Here's Your Graduation Gift: Some Advice
By Jeff Owen, Arête Purpose Consulting
So...you have graduated. Or you are about to graduate. Or you are being allowed to walk in the commencement -- with the stipulation that you will finish that accounting course later this summer.
For what it's worth, here is some advice from someone who flipped a tassel decades ago and started a writing career (hold onto your mortar board) using a typewriter:
Take control of your steering wheel.
Since your birth, you have been directed, guided and consoled by well-meaning parents, grandparents, guidance counselors, teachers and...that one goofball uncle.
They have helped steer you along your path. If you were lucky enough, they also pulled you from the berm when you veered off (hopefully not because you were texting).
What you do - and how you do it - is now on you, and only you. Others can give you advice and support. But they cannot make your decisions.
They also cannot - nor will not - be responsible for your actions. Ask any first-year law student. "My Facebook Friend told me it was OK..." is not an admissible defense in court.
Also, when you apply for a job, dress appropriately for the interview. Keep your butt crack and boobs hidden. You are not heading out to the clubs.
And when you get that first job, it's your responsibility to succeed. Show up. Show up on time. Show up on time and ready to work. Earn your pay.
Understand that respect is earned, not commanded.
Malcontents complain about being disrespected. But how can you be "dis"respected if you weren't respected in the first place? As Spock says: "It's not logical."
Respect contains three primary ingredients: conduct, motive and integrity.
If you act like an ass, don't be shocked when you are treated like one. If you act only on your behalf, you will live a lonely life. If you step on people to get ahead, one of them will eventually break your ankle.
Without getting too pious, you need to read and live the passage about "Do unto others..." It works.
Don't pattern your life after Kanye West or any of the Kardashians. You will look like a fool.
Know and understand the difference between "Want" and "Need".
Everyone wants a new house. But you only need an apartment to get started.
Everyone wants to be a vice president. But you start with an entry-level position where you prove your value -- and get health insurance.
Everyone wants an Escalade. But you need a used Kia with good gas mileage.
The tug-of-war between "Want" and "Need" causes nearly every economic mishap.
Even in this challenging financial climate, banks like to issue Visa cards with generous lines of credit. If they haven't already, they will send you graphically appealing invitations and emails to join their elite credit clubs.
Remember, though, if you miss a payment for any reason (forgot the due date, spent cash instead at a Von Maur shoe sale), the banks will come and get the stuff you bought with their money.
They are funny that way.
Be a learning sponge.
Your education does not stop with your final Final Exam.
You have the chance to learn throughout the rest of your life. Take advantage of each opportunity.
Attend and participate in training seminars. Watch how long-time employees do their jobs successfully. Ask your boss about expectations.

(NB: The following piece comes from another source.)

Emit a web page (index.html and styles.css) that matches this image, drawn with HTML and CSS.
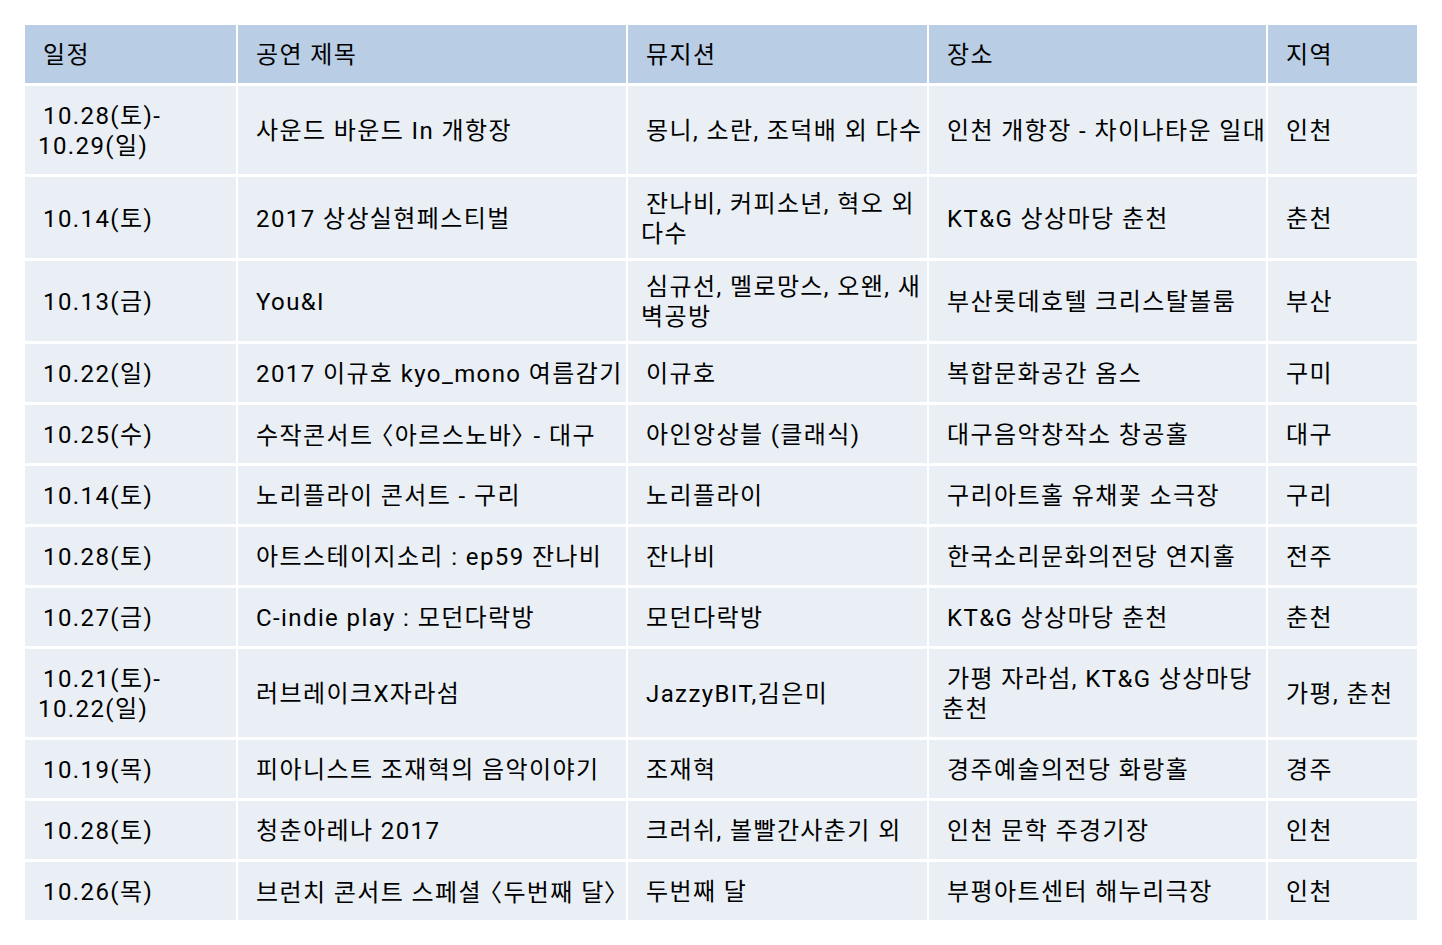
FILE: index.html
```html
<!DOCTYPE html>
<html lang="ko">
<head>
<meta charset="utf-8">
<title>공연 일정</title>
<link rel="stylesheet" href="styles.css">
</head>
<body>
<table class="schedule">
  <colgroup>
    <col class="c-date">
    <col class="c-title">
    <col class="c-artist">
    <col class="c-place">
    <col class="c-region">
  </colgroup>
  <thead>
    <tr class="row-head">
      <th>일정</th><th>공연 제목</th><th>뮤지션</th><th>장소</th><th>지역</th>
    </tr>
  </thead>
  <tbody>
    <tr class="row-1">
      <td>10.28(토)-<br>10.29(일)</td><td>사운드 바운드 In 개항장</td><td>몽니, 소란, 조덕배 외 다수</td><td>인천 개항장 - 차이나타운 일대</td><td>인천</td>
    </tr>
    <tr class="row-2">
      <td>10.14(토)</td><td>2017 상상실현페스티벌</td><td>잔나비, 커피소년, 혁오 외<br>다수</td><td>KT&amp;G 상상마당 춘천</td><td>춘천</td>
    </tr>
    <tr class="row-3">
      <td>10.13(금)</td><td>You&amp;I</td><td>심규선, 멜로망스, 오왠, 새<br>벽공방</td><td>부산롯데호텔 크리스탈볼룸</td><td>부산</td>
    </tr>
    <tr class="row">
      <td>10.22(일)</td><td>2017 이규호 kyo_mono 여름감기</td><td>이규호</td><td>복합문화공간 옴스</td><td>구미</td>
    </tr>
    <tr class="row">
      <td>10.25(수)</td><td>수작콘서트 <span class="ang">〈</span>아르스노바<span class="ang">〉</span> - 대구</td><td>아인앙상블 (클래식)</td><td>대구음악창작소 창공홀</td><td>대구</td>
    </tr>
    <tr class="row">
      <td>10.14(토)</td><td>노리플라이 콘서트 - 구리</td><td>노리플라이</td><td>구리아트홀 유채꽃 소극장</td><td>구리</td>
    </tr>
    <tr class="row">
      <td>10.28(토)</td><td>아트스테이지소리 : ep59 잔나비</td><td>잔나비</td><td>한국소리문화의전당 연지홀</td><td>전주</td>
    </tr>
    <tr class="row">
      <td>10.27(금)</td><td>C-indie play : 모던다락방</td><td>모던다락방</td><td>KT&amp;G 상상마당 춘천</td><td>춘천</td>
    </tr>
    <tr class="row-9">
      <td>10.21(토)-<br>10.22(일)</td><td>러브레이크X자라섬</td><td>JazzyBIT,김은미</td><td>가평 자라섬, KT&amp;G 상상마당<br>춘천</td><td>가평, 춘천</td>
    </tr>
    <tr class="row">
      <td>10.19(목)</td><td>피아니스트 조재혁의 음악이야기</td><td>조재혁</td><td>경주예술의전당 화랑홀</td><td>경주</td>
    </tr>
    <tr class="row">
      <td>10.28(토)</td><td>청춘아레나 2017</td><td>크러쉬, 볼빨간사춘기 외</td><td>인천 문학 주경기장</td><td>인천</td>
    </tr>
    <tr class="row">
      <td>10.26(목)</td><td>브런치 콘서트 스페셜 <span class="ang">〈</span>두번째 달<span class="ang">〉</span></td><td>두번째 달</td><td>부평아트센터 해누리극장</td><td>인천</td>
    </tr>
  </tbody>
</table>
</body>
</html>
```

FILE: styles.css
```css
html, body {
  margin: 0;
  padding: 0;
  background: #ffffff;
}

body {
  font-family: Roboto, "Noto Sans CJK KR", sans-serif;
  font-size: 24px;
  color: #000000;
}

.schedule {
  table-layout: fixed;
  width: 1396px;
  border-collapse: separate;
  border-spacing: 2px 3px;
  margin: 22px 0 0 23px;
}

.c-date { width: 211px; }
.c-title { width: 388px; }
.c-artist { width: 299px; }
.c-place { width: 337px; }
.c-region { width: 149px; }

.schedule th,
.schedule td {
  box-sizing: border-box;
  padding: 2px 0 0 13px;
  text-indent: 5px;
  text-align: left;
  vertical-align: middle;
  font-weight: normal;
  line-height: 30px;
  letter-spacing: 1.4px;
  white-space: nowrap;
  overflow: hidden;
}

.schedule th {
  background: #b9cde5;
}

.schedule td {
  background: #e9eff4;
}

.ang {
  font-family: "Noto Sans CJK KR", sans-serif;
  font-feature-settings: "palt";
  letter-spacing: 2px;
}

.row-head { height: 58px; }
.row { height: 58px; }
.row-1 { height: 88px; }
.row-2 { height: 81px; }
.row-3 { height: 80px; }
.row-9 { height: 88px; }
```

There are "no dumb questions".
Stay atop of technology. Don't let it pass you by.
Learn how the stock market works. Examine your tax bill and hold accountable the politicians who create it.
Go to the library. Take an art class. Shoot pictures of nature. Watch PBS, the Discovery Channel and HGTV.
Read, read, read. And write, write, write.
Value your family.
Friends - especially boyfriends and girlfriends - will come and go. Today's BFF probably will become distant over time, maybe keeping touch on social media.
During life's most challenging and wonderful moments, your family will be most important to you.
It's also important to remember that family isn't necessarily defined by bloodlines.
You can be related by marriage, adoption, partnership or a shared common interest -- like scrapbooking. No matter the link, family members bond by unconditional love and acceptance.
Families survive the test of time. They welcome you when you explore and come back. They forgive when you admit your transgressions. They are happy when you succeed and lift you up when you don't.
Families call when you are sick -- and check in to see if you are having a good day.
Families don't care about your LinkedIn profile. They are proud of you whether you are shoveling dirt or running a Fortune 500 company.
Family raised you, nurtured you and prepared you for this moment. You should be eternally grateful and indebted to them.
Now, go forth. Live, love and learn. Use this gift wisely.